I'm hoping to gather thoughts about best practices for managing data sources, including Tableau extracts. I have looked in the knowledge base and tried searching the Tableau site and haven't been able to find much guidance on this. This is going to be crucial for our company if we are going to keep on top of our data.
As of about a month ago, I had been the only person at my company using Tableau. I extract all of the data sources to increase performance and provide extra functionality (i.e. count distinct). I generally store Tableau extracts in a sub-folder along with whatever Tableau workbook uses it.
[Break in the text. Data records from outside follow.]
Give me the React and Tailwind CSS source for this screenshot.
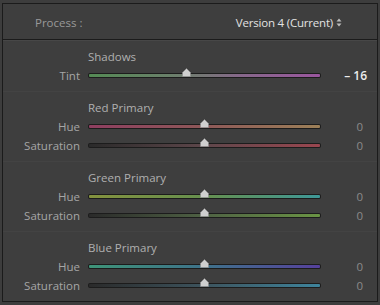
import React from "react";

const font = { fontFamily: '"Open Sans", "Noto Sans", sans-serif' };

function Thumb({ pos }) {
  return (
    <svg
      className="absolute top-[-5px]"
      style={{ left: pos - 4.5 }}
      width="9"
      height="9"
      viewBox="0 0 9 9"
    >
      <polygon points="4.5,0.5 8.5,4.5 8.5,8.5 0.5,8.5 0.5,4.5" fill="#cfcfcf" stroke="#8a8a8a" strokeWidth="0.6" />
    </svg>
  );
}

function Slider({ gradient, pos }) {
  return (
    <div className="relative w-[233px] h-[5px] rounded-[2px] bg-[#1c1c1c] p-px">
      <div className="h-[3px] w-full rounded-[1px]" style={{ background: gradient }} />
      <Thumb pos={pos} />
    </div>
  );
}

function Row({ label, gradient, pos = 116.5, value = "0", strong = false }) {
  return (
    <div className="flex h-[19px] items-center">
      <div className="w-[78px] pr-[1px] pt-[1px] text-right text-[11.5px] leading-none text-[#a6a6a6]">{label}</div>
      <div className="ml-[7px]">
        <Slider gradient={gradient} pos={pos} />
      </div>
      <div
        className={
          strong
            ? "ml-auto mr-[10px] pt-[1px] text-[12px] font-semibold leading-none text-[#ececec]"
            : "ml-auto mr-[14px] pt-[1px] text-[11.5px] leading-none text-[#8a8a8a]"
        }
      >
        {value}
      </div>
    </div>
  );
}

function Section({ title, children, last = false }) {
  return (
    <div className={last ? "pt-[5px] pb-[5px]" : "pt-[5px] pb-[6px] border-b border-[#434343]"}>
      <div className="flex h-[20px] items-center pl-[85px] pt-[1px] text-[11.5px] leading-none text-[#b0b0b0]">{title}</div>
      {children}
    </div>
  );
}

export default function App() {
  return (
    <div className="w-[380px] h-[305px] bg-[#3d3d3d] pl-[2px] pr-[2px] pt-[3px] pb-[3px]" style={font}>
      <div className="h-[299px] border border-[#1b1b1b] bg-[#3e3e3e] overflow-hidden">
        <div className="flex h-[36px] items-center pt-[2px] border-b border-[#1b1b1b]">
          <div className="pl-[32px] text-[11.5px] leading-none text-[#999999]">Process :</div>
          <div className="ml-auto mr-[35px] flex items-center gap-[3px] text-[11.5px] leading-none text-[#e2e2e2]">
            <span className="tracking-[-0.2px]">Version 4 (Current)</span>
            <svg width="6" height="9" viewBox="0 0 6 9">
              <polygon points="3,0.5 5.5,3.5 0.5,3.5" fill="#bdbdbd" />
              <polygon points="0.5,5.5 5.5,5.5 3,8.5" fill="#bdbdbd" />
            </svg>
          </div>
        </div>
        <div className="border-t border-[#474747]">
          <Section title="Shadows">
            <Row
              label="Tint"
              gradient="linear-gradient(90deg,#548a54,#6a806a 35%,#767676 50%,#86688a 65%,#9a569e)"
              pos={98}
              value="– 16"
              strong
            />
          </Section>
          <Section title="Red Primary">
            <Row label="Hue" gradient="linear-gradient(90deg,#8f3e60,#8e5858 50%,#9c8058)" />
            <Row label="Saturation" gradient="linear-gradient(90deg,#2a2a2a,#5e474b 50%,#9a464f)" />
          </Section>
          <Section title="Green Primary">
            <Row label="Hue" gradient="linear-gradient(90deg,#84923e,#66904e 50%,#3e9898)" />
            <Row label="Saturation" gradient="linear-gradient(90deg,#2a2a2a,#4f6244 50%,#6a9444)" />
          </Section>
          <Section title="Blue Primary" last>
            <Row label="Hue" gradient="linear-gradient(90deg,#3e9478,#3e728a 50%,#56409c)" />
            <Row label="Saturation" gradient="linear-gradient(90deg,#2a2a2a,#3d545e 50%,#3e849c)" />
          </Section>
        </div>
      </div>
    </div>
  );
}
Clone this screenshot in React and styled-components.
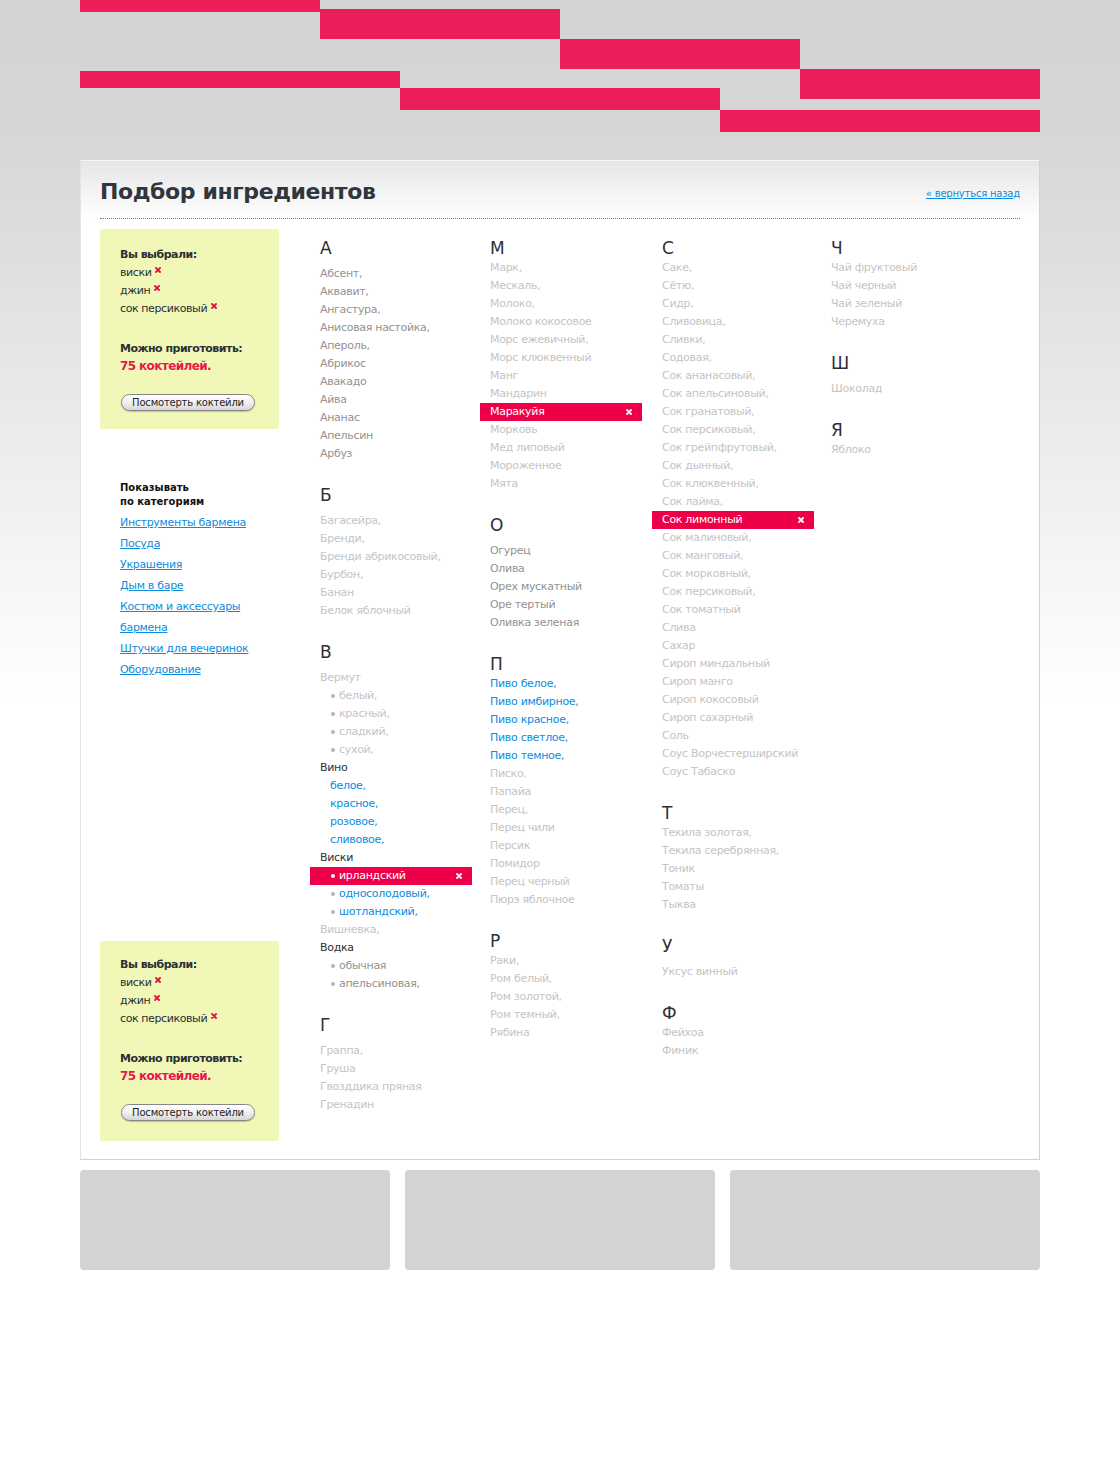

I often try to feed multiple workbooks off of single extracts, so that I only have to refresh one extract and get the data loaded into all the workbooks I use.
However, now my company has 8 Tableau users, and we are connecting to many different data sources, and I am realizing that my current system is not scalable, and we need a better way to store, organize, and track our data.
Issues that I have run into that make me worried about scalability:
- Storing extracts in sub-folders means if the folder structure changes it breaks links and we have to reconnect.
- It is easy to lose track of extracts in different sub-folders, especially if there are multiple versions.
- In order to use a global filter in only part of a workbook I need to duplicate the extract, which leads to untenable proliferation.
- In order to increase performance I want some extracts to be aggregated, but others to contain the full data set, which again leads to proliferation.
I would love any thoughts or guidance on best practices for storing, maintaining, and accessing extracts, as well as general thoughts about data management and Tableau. I know Tableau is used enterprise-wide in many companies, so I'm sure that there must be examples of good data governance. Thank you in advance for any advice.